John Kelly: My Why
How did you first get involved with the Charlottesville Police Foundation?
I am a public relations/communications consultant, and received a call last year from board member Bill Hamilton, who told me that the Foundation was looking for some communications support and asked if I could come up with a proposal. That led to a meeting with Bill and former director Mindy Goodall where I started to learn what the CPF was all about. My first goal for our short-term agreement was to get a comprehensive understanding of the mission, the organization, and the people who make it happen. I began interviewing officers, board members and partners about what the CPF meant to them. Through the course of that process, I gained so much appreciation for what the Foundation does and what it means to the department and the community, I was ecstatic when I was asked to join the board.
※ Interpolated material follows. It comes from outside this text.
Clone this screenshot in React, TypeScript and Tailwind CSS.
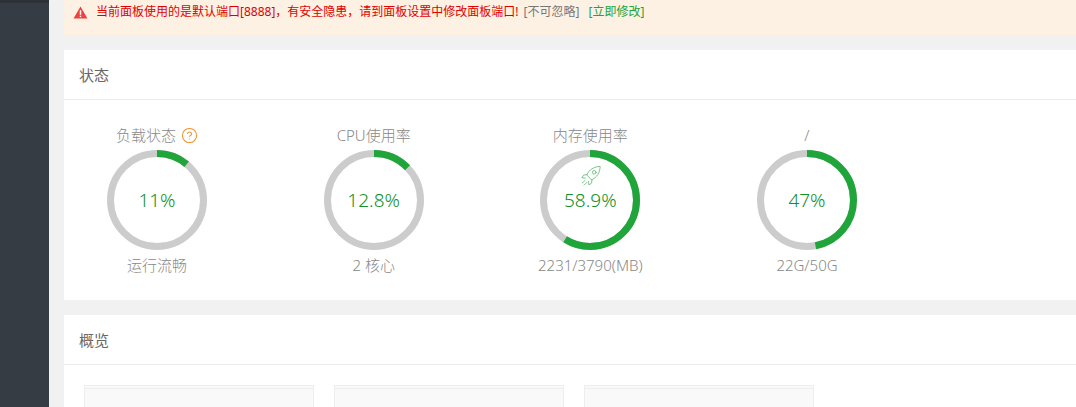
import { CircleHelp } from 'lucide-react';

const FONT = "font-['Noto_Sans','Noto_Sans_CJK_SC',sans-serif]";

interface GaugeProps {
  title: string;
  percent: number;
  label: string;
  value: string;
  help?: boolean;
  rocket?: boolean;
}

function Rocket() {
  return (
    <svg viewBox="0 0 24 24" className="absolute left-[40px] top-[15px] h-[22px] w-[22px]" fill="none" stroke="#6fbd83" strokeWidth="1" strokeLinecap="round" strokeLinejoin="round">
      <path d="M7.500 10.500C10 5 15 2 22 1.500c-.3 7-3.500 12-9 14.500z" />
      <circle cx="15.500" cy="8" r="2" />
      <path d="M7.500 10.500l-3.500.5-2 3 3.700.3" />
      <path d="M13 16l-.3 3.700-3 2-.4-3.700" />
      <path d="M5.500 17l-3 2.500M7.500 19l-3 3" />
    </svg>
  );
}

function Gauge({ title, percent, label, value, help, rocket }: GaugeProps) {
  const r = 46.5;
  const len = 2 * Math.PI * r;
  return (
    <div className="flex w-[100px] shrink-0 flex-col items-center whitespace-nowrap text-[15px] font-light leading-[20px] text-[#888]">
      <div className="flex h-[20px] items-center gap-[5px]">
        <span>{title}</span>
        {help && <CircleHelp className="h-[17px] w-[17px] text-[#f0932b]" strokeWidth={1.5} />}
      </div>
      <div className="relative mt-[5px] h-[100px] w-[100px]">
        <svg viewBox="0 0 100 100" className="h-[100px] w-[100px] -rotate-90">
          <circle cx="50" cy="50" r={r} fill="none" stroke="#cccccc" strokeWidth="7" />
          <circle cx="50" cy="50" r={r} fill="none" stroke="#20a53a" strokeWidth="7" strokeDasharray={`${(len * percent) / 100} ${len}`} />
        </svg>
        {rocket && <Rocket />}
        <div className="absolute inset-0 flex items-center justify-center text-[19px] font-light text-[#0f9128]">{value}</div>
      </div>
      <div className="mt-[5px]">{label}</div>
    </div>
  );
}

function OverviewBox() {
  return (
    <div className="h-[60px] w-[230px] border border-[#eeeeee] bg-[#f9f9f9] pt-[2px]">
      <div className="h-full border-t border-[#eeeeee]" />
    </div>
  );
}

export default function App() {
  return (
    <div className={`flex h-[407px] w-[1076px] overflow-hidden bg-[#f1f1f1] ${FONT}`}>
      <aside className="h-full w-[49px] shrink-0 border-t-[3px] border-[#2c3138] bg-[#353c44]" />
      <main className="min-w-0 flex-1 pl-[15px]">
        <div className="flex h-[35px] items-start gap-[8px] bg-[#fdf1e3] pl-[9px] pt-[3px] text-[12px] leading-[18px]">
          <svg viewBox="0 0 16 14" className="mt-[3px] h-[13px] w-[15px] shrink-0">
            <path d="M8 0.500L15.500 13.500H0.500z" fill="#ef3f3f" />
            <rect x="7.200" y="4.500" width="1.600" height="5" fill="#fff" />
            <rect x="7.200" y="10.500" width="1.600" height="1.600" fill="#fff" />
          </svg>
          <p className="whitespace-nowrap">
            <span className="text-[#e00000]">当前面板使用的是默认端口[8888]，有安全隐患，请到面板设置中修改面板端口!</span>
            <span className="ml-[5px] text-[#777]">[不可忽略]</span>
            <span className="ml-[9px] text-[#20a53a]">[立即修改]</span>
          </p>
        </div>

        <section className="mt-[15px] h-[250px] bg-white">
          <h2 className="flex h-[50px] items-center border-b border-[#ececec] pl-[15px] pt-[1px] text-[15px] font-normal text-[#666]">状态</h2>
          <div className="flex gap-[116.67px] pl-[43px] pt-[25px]">
            <Gauge title="负载状态" percent={11} value="11%" label="运行流畅" help />
            <Gauge title="CPU使用率" percent={12.8} value="12.8%" label="2 核心" />
            <Gauge title="内存使用率" percent={58.9} value="58.9%" label="2231/3790(MB)" rocket />
            <Gauge title="/" percent={47} value="47%" label="22G/50G" />
          </div>
        </section>

        <section className="mt-[15px] h-[120px] bg-white">
          <h2 className="flex h-[50px] items-center border-b border-[#ececec] pl-[15px] pt-[1px] text-[15px] font-normal text-[#666]">概览</h2>
          <div className="flex gap-[20px] pl-[20px] pt-[20px]">
            <OverviewBox />
            <OverviewBox />
            <OverviewBox />
          </div>
        </section>
      </main>
    </div>
  );
}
There are many important stories to be told, and I wanted to be a part of that process on an on-going basis.
What was your main takeaway from your process of learning about and communicating on behalf of the CPF?
The main thing I learned was that the Foundation is responsible for providing so much tangible and essential support for the CPD and its officers. It is easy as a community member to think that a municipality is able to cover the support costs needed to attract, maintain, and continually train a police force. The truth is, there are huge funding gaps for what are truly essential training and support functions that range from high-level leadership training to the K-9 to our housing grant program that helps officers to live in the community they serve. There are any number of areas where the Foundation is able to provide critical support that helps the department function better and, thus, helps the community be better served. I think it is easy for people to see the Foundation as a sort of cheering section for the police in our community. The way I see it is that we are an organization that works to give both our police and our community members the opportunity to serve and be served in the best way possible. I think one of the most important things we can do as an organization is illustrate the fact that these officers are deeply invested in the communities where they work. Are things perfect? No. Can we work harder to bridge gaps? Of course. But, so much good work is being done, and I want to be a part of working with an extraordinary team in supporting and highlighting that.
What has your connection with the Foundation taught you about police and the roles they play?
One thing I think all of us could benefit from learning is the human factor at play here. I got to sit in the living room of Officer Todd McNerney and his family and hear from his wife and his kids what it is like to have a dad as a police officer. I got to see firsthand the benefit the Foundation’s housing program provides from their perspective. And, I got to hear from Todd’s wife about the very real fear she feels on a regular basis, including an instance where she and the kids watched him speeding by in the other direction, lights on and sirens blaring. There are not many jobs out there that can take you from mundane to life-threatening in a single moment. The other big takeaway for me is that for all of the officers I have spoken to, there is a deep connection they feel with the communities they serve. The day-to-day positive interactions they have and the relationships they have built are not things we hear about enough and are vital to the jobs they do.
How can members of the community learn more about what the police do?
When things in our community and nation return to normal, I highly recommend the CPD’s ride-along program. Sitting in that passenger seat for a few hours gives you a perspective on an officer’s job and life that you just cannot get any other way, whether it is hearing about their lives on and off the job, or whether it is feeling the adrenaline that comes from the lights and sirens and heading toward a situation with many more unknowns than knowns. You will see sides of our community you may never have known existed. And as I said earlier, you will see the effort that is put in by the officers to genuinely get to know the people in the communities they serve. During my ride along, we stopped at a house in the city and climbed a narrow stairway to the third floor to speak to an older woman who then came down and chatted on her porch. We stayed at least 20 minutes, and it became very clear there was no casework going on here. When we left, the officer said she was a really nice lady and he worried not enough people were checking in on her. These kinds of things happen on a regular basis, and people should see that.